Now, onto the actual content for the Future is Last Week. This one is... strange. Out there in China (you know, where strange things come from) there's a growing sector of sweatshop labor. Sweatshops wherin the workers spend their days playing MMO games.
In the past, I've posted about things involving in-game profiteering, from the Gaming Open Market to interesting eBay scandals. Somehow though, in my rather limited imagination, I never saw this one coming. I really should have though. If one person, playing MMO games can almost make as much as they do working at a newspaper (a reporter tried that experiment), the imagine what thousands of people making pennies an hour can do.
We're looking at millions of dollars exchanged over bits that have no practical purpose whatsoever. Solely entertainment value. I mean, this is amazing. People want to be entertained, so companies released games that had in-game economies and encouraged trading goods between players (they were called MUDs and MUSHes and the like, but they never caught on until Evercrak put a nice 3D engine on one). Since there was an in-game enconomy, and the in-game experience changed due to what items you owned, this created a demand for the items. Now, the game company theoretically controls supply, but they can't be tight-fisted about it. Players need to feel like they've earned it (and that it's capable of being earned), and they also need to be able to exchange it when they need it no longer.

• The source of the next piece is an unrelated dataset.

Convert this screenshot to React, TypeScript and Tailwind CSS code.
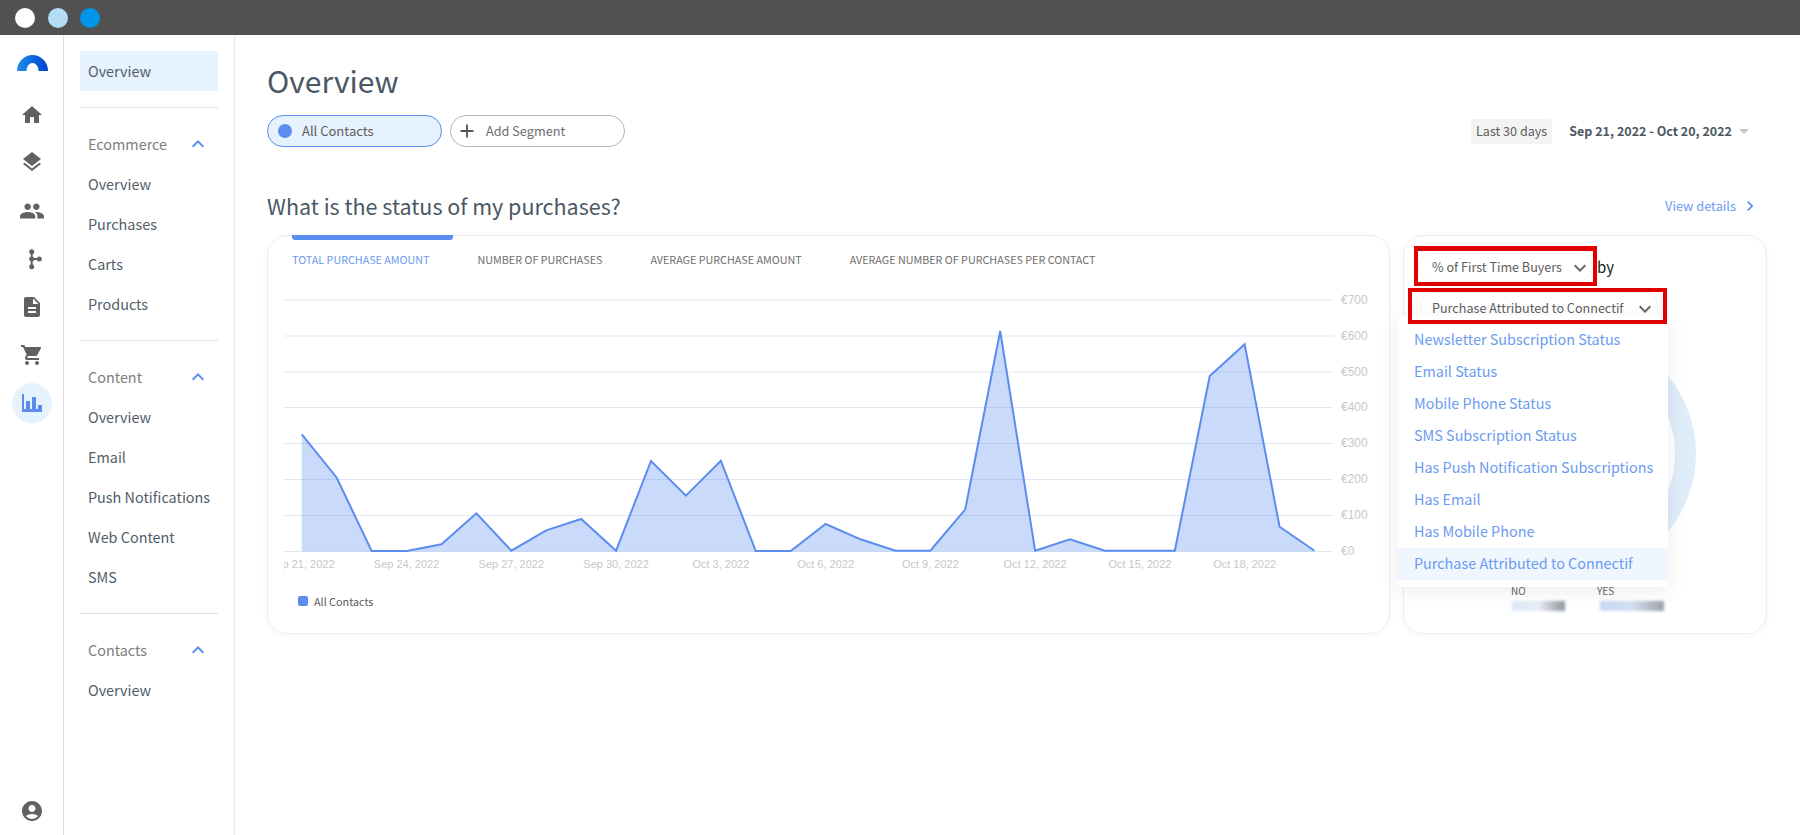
import { MdAccountCircle, MdAdd, MdDescription, MdExpandLess, MdExpandMore, MdHome, MdChevronRight, MdLayers, MdPeople, MdShoppingCart } from "react-icons/md";

const sans = "font-['Noto_Sans_CJK_JP',sans-serif]";

const values = [
  434.3, 477.7, 551, 551, 544.3, 513.3, 550.7, 530.3, 519, 550.7, 461, 495.7, 460.7, 551, 551, 524, 539.3, 550.7, 550.7,
  509.3, 331, 550.7, 539.3, 550.7, 550.7, 550.7, 376, 344.3, 526.7, 550.7,
];
const pointX = (i: number) => 301.8 + 34.92 * i;
const linePoints = values.map((y, i) => `${pointX(i)},${y}`).join(" ");
const gridLines = [300, 336, 372, 407.5, 443.5, 479.5, 515.5, 551.5];
const yLabels = ["€700", "€600", "€500", "€400", "€300", "€200", "€100", "€0"];
const xLabels = [
  "Sep 21, 2022",
  "Sep 24, 2022",
  "Sep 27, 2022",
  "Sep 30, 2022",
  "Oct 3, 2022",
  "Oct 6, 2022",
  "Oct 9, 2022",
  "Oct 12, 2022",
  "Oct 15, 2022",
  "Oct 18, 2022",
];

const dimensions = [
  "Newsletter Subscription Status",
  "Email Status",
  "Mobile Phone Status",
  "SMS Subscription Status",
  "Has Push Notification Subscriptions",
  "Has Email",
  "Has Mobile Phone",
  "Purchase Attributed to Connectif",
];

const tabs = ["NUMBER OF PURCHASES", "AVERAGE PURCHASE AMOUNT", "AVERAGE NUMBER OF PURCHASES PER CONTACT"];

function NavGroup({ title, items }: { title: string; items: string[] }) {
  return (
    <div>
      <div className="flex h-10 items-center justify-between pl-2 pr-2 text-[#7d7d7d]">
        <span>{title}</span>
        <MdExpandLess className="text-[24px] text-[#5b8def]" />
      </div>
      {items.map((item) => (
        <div key={item} className="flex h-10 items-center whitespace-nowrap pl-2 text-[#525d69]">
          {item}
        </div>
      ))}
    </div>
  );
}

function BranchIcon() {
  return (
    <svg width="24" height="24" viewBox="0 0 24 24" fill="#616161">
      <circle cx="11.700" cy="4.700" r="2.500" />
      <circle cx="11.700" cy="12" r="2.500" />
      <circle cx="11.700" cy="19.700" r="2.500" />
      <circle cx="19.300" cy="12" r="2.500" />
      <rect x="10.700" y="5" width="2" height="14" />
      <rect x="12" y="11" width="6" height="2" />
    </svg>
  );
}

function Chart() {
  return (
    <svg width="1121" height="300" viewBox="268 290 1121 300" className="block">
      <defs>
        <clipPath id="plot">
          <rect x="284" y="290" width="1105" height="300" />
        </clipPath>
      </defs>
      {gridLines.map((y, i) => (
        <g key={y}>
          <line x1="284" x2="1333" y1={y} y2={y} stroke="#e1e7f3" strokeWidth="1" />
          <text x="1341" y={y + 3.5} fontSize="12" fill="#c8c8c8" fontFamily="Liberation Sans, sans-serif">
            {yLabels[i]}
          </text>
        </g>
      ))}
      <polygon points={`301.8,551.5 ${linePoints} 1314.5,551.5`} fill="#5b8def" fillOpacity="0.32" />
      <polyline points={linePoints} fill="none" stroke="#5b8def" strokeWidth="2" />
      <g clipPath="url(#plot)">
        {xLabels.map((label, i) => (
          <text
            key={label}
            x={pointX(i * 3)}
            y="568"
            textAnchor="middle"
            fontSize="11"
            fill="#c8c8c8"
            fontFamily="Liberation Sans, sans-serif"
          >
            {label}
          </text>
        ))}
      </g>
    </svg>
  );
}

export default function App() {
  return (
    <div className={`flex h-[835px] w-[1800px] flex-col overflow-hidden bg-white ${sans}`}>
      <div className="flex h-[35px] items-center gap-[12.5px] bg-[#515151] pl-[15px]">
        <span className="h-5 w-5 rounded-full bg-white" />
        <span className="h-5 w-5 rounded-full bg-[#b3dcf6]" />
        <span className="h-5 w-5 rounded-full bg-[#0095e8]" />
      </div>

      <div className="flex min-h-0 flex-1">
        {/* icon rail */}
        <div className="flex w-[64px] flex-col items-center border-r border-[#dddddd] pt-5 text-[#616161]">
          <svg width="31" height="16" viewBox="0 0 31 16" className="ml-[2px]">
            <defs>
              <linearGradient id="logo" x1="0" x2="1" y1="0" y2="0">
                <stop offset="0" stopColor="#1e8fe8" />
                <stop offset="1" stopColor="#0040d0" />
              </linearGradient>
            </defs>
            <path d="M0 16A15.500 16 0 0 1 31 16H21.500A6 8 0 0 0 9.500 16Z" fill="url(#logo)" />
          </svg>
          <MdHome className="mt-[32px] text-[24px]" />
          <MdLayers className="mt-[23px] text-[24px]" />
          <MdPeople className="mt-[24px] text-[26px]" />
          <div className="mt-[23px]">
            <BranchIcon />
          </div>
          <MdDescription className="mt-[24px] text-[24px]" />
          <MdShoppingCart className="mt-[24px] text-[24px]" />
          <div className="mt-[16px] flex h-10 w-10 items-center justify-center rounded-full bg-[#e6f2fe]">
            <svg width="20" height="18" viewBox="0 0 20 18" fill="#5b8def">
              <rect x="0" y="0" width="2" height="18" />
              <rect x="4" y="7" width="4" height="11" />
              <rect x="10" y="3" width="4" height="15" />
              <rect x="16" y="11" width="4" height="7" />
              <rect x="0" y="15" width="20" height="3" />
            </svg>
          </div>
          <MdAccountCircle className="mb-3 mt-auto text-[24px]" />
        </div>

        {/* section nav */}
        <div className="w-[171px] border-r border-[#e8e8e8] px-4 pt-4 text-[14.4px]">
          <div className="flex h-10 items-center bg-[#e6f2fe] pl-2 text-[#525d69]">Overview</div>
          <div className="my-4 border-t border-[#e0e0e0]" />
          <NavGroup title="Ecommerce" items={["Overview", "Purchases", "Carts", "Products"]} />
          <div className="my-4 border-t border-[#e0e0e0]" />
          <NavGroup title="Content" items={["Overview", "Email", "Push Notifications", "Web Content", "SMS"]} />
          <div className="my-4 border-t border-[#e0e0e0]" />
          <NavGroup title="Contacts" items={["Overview"]} />
        </div>

        {/* main */}
        <div className="min-w-0 flex-1 pl-8 pr-[33px] pt-[21px]">
          <h1 className="text-[30px] leading-[48px] text-[#4a5764]">Overview</h1>

          <div className="mt-[11px] flex items-center">
            <div className="flex h-8 w-[175px] items-center rounded-full border border-[#5b8def] bg-[#e6f2fe] pl-[10px] text-[13px] text-[#5c5c5c]">
              <span className="mr-[10px] h-[14px] w-[14px] rounded-full bg-[#5b8def]" />
              All Contacts
            </div>
            <div className="ml-2 flex h-8 w-[175px] items-center rounded-full border border-[#b5b5b5] pl-[5px] text-[12.700px] text-[#6e6e6e]">
              <MdAdd className="mr-2 text-[22px] text-[#555555]" />
              Add Segment
            </div>
            <div className="ml-auto flex items-center pr-[18px]">
              <span className="flex h-[25px] items-center rounded-[2px] bg-[#f3f3f3] px-[5px] text-[12.600px] text-[#5c5c5c]">Last 30 days</span>
              <span className="ml-[17px] text-[12.500px] font-bold text-[#4a5764]">Sep 21, 2022 - Oct 20, 2022</span>
              <span className="ml-[7px] h-0 w-0 border-x-[5px] border-t-[5px] border-x-transparent border-t-[#c5c5c5]" />
            </div>
          </div>

          <div className="mt-[41px] flex items-center justify-between">
            <h2 className="text-[21.500px] leading-9 text-[#4a5764]">What is the status of my purchases?</h2>
            <div className="flex items-center pr-[7px] text-[12.800px] text-[#6b9bf0]">
              View details
              <MdChevronRight className="ml-1 text-[20px] text-[#5b8def]" />
            </div>
          </div>

          <div className="mt-[11px] flex gap-[13px]">
            {/* chart card */}
            <div className="relative h-[399px] w-[1123px] rounded-[20px] border border-[#ececec] shadow-[0_2px_8px_rgba(0,0,0,0.03)]">
              <div className="absolute left-[24px] top-[-1px] h-[5px] w-[161px] rounded-b-[3px] bg-[#5b8def]" />
              <div className="flex gap-12 pl-6 pt-[14px] text-[10.750px] leading-[20px] text-[#6e6e6e]">
                <span className="text-[#6b9bf0]">TOTAL PURCHASE AMOUNT</span>
                {tabs.map((tab) => (
                  <span key={tab}>{tab}</span>
                ))}
              </div>
              <div className="mt-[20px]">
                <Chart />
              </div>
              <div className="flex items-center pl-[30px] pt-[3px] text-[10.800px] text-[#5c5c5c]">
                <span className="mr-[6px] h-[10px] w-[10px] rounded-[2px] bg-[#5b8def]" />
                All Contacts
              </div>
            </div>

            {/* breakdown card */}
            <div className="relative h-[399px] w-[364px] rounded-[20px] border border-[#ececec] shadow-[0_2px_8px_rgba(0,0,0,0.03)]">
              {/* donut sits behind the open menu */}
              <div className="absolute left-[47px] top-[95px] h-[245px] w-[245px] rounded-full border-[21px] border-[#dfecfa]" />

              {/* legend under the menu, values are blurred in the picture */}
              <div className="absolute left-[107px] top-[348px] text-[10px] leading-[13px] text-[#666666]">NO</div>
              <div className="absolute left-[193px] top-[348px] text-[10px] leading-[13px] text-[#666666]">YES</div>
              <div className="absolute left-[108px] top-[365px] h-[10px] w-[53px] bg-gradient-to-r from-[#dbe8fa] via-[#e8edf4] to-[#8f979e] blur-[1.5px]" />
              <div className="absolute left-[196px] top-[365px] h-[10px] w-[64px] bg-gradient-to-r from-[#c5d9f7] via-[#d5dfee] to-[#9aa1a6] blur-[1.5px]" />

              <div className="absolute left-[-6px] top-[79px] z-10 h-[272px] w-[270px] rounded-[4px] bg-white pt-[9px] shadow-[0_4px_20px_rgba(0,0,0,0.08)]">
                {dimensions.map((item, i) => (
                  <div
                    key={item}
                    className={`flex h-8 items-center whitespace-nowrap pb-[2px] pl-4 text-[14.400px] text-[#6b9bf0] ${i === dimensions.length - 1 ? "bg-[#f0f6fe]" : ""}`}
                  >
                    {item}
                  </div>
                ))}
              </div>

              <div className="relative z-20 flex items-start pl-[10px] pt-[10px]">
                <div className="h-10 w-[183px] border-x-[4px] border-b-[4px] border-t-[5px] border-[#e00000]">
                  <div className="mt-[2px] flex h-[29px] items-center whitespace-nowrap rounded-full border border-[#f1f1f1] pl-[13px] text-[12.600px] text-[#5c5c5c]">
                    % of First Time Buyers
                    <MdExpandMore className="ml-auto text-[24px] text-[#666666]" />
                  </div>
                </div>
                <span className="mt-[11px] text-[15px] leading-5 text-[#222222]">by</span>
              </div>
              <div className="relative z-20 ml-[4px] mt-[2px] h-9 w-[259px] border-[4px] border-[#e00000]">
                <div className="ml-2 mr-[5px] flex h-[23px] items-center whitespace-nowrap rounded-t-[14px] border-x border-t border-[#f1f1f1] pl-[11px] pt-[9px] text-[12.600px] text-[#5c5c5c]">
                  Purchase Attributed to Connectif
                  <MdExpandMore className="ml-auto text-[24px] text-[#666666]" />
                </div>
              </div>
            </div>
          </div>
        </div>
      </div>
    </div>
  );
}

So really, the company controls the supply in the same way a mountain controls the coal buried in it.
Which means, any ambitious miner can go in and dig it out- and now they control the supply.
What I think I love about this most, well, it's horrible of me really. I can remember back in the early nineties a great deal of glamour filled pixies-and-daisies prognostications that this new channel of communication (the Internet) was going to tear down walls and improve communication and make us better people. It'll end war and cure cancer, and it's also a floor wax and a dessert topping! When reality hits, we suddenly see, people are people. You give them a new toy, and all they really do is find new ways to do the same old miserable things they've always done.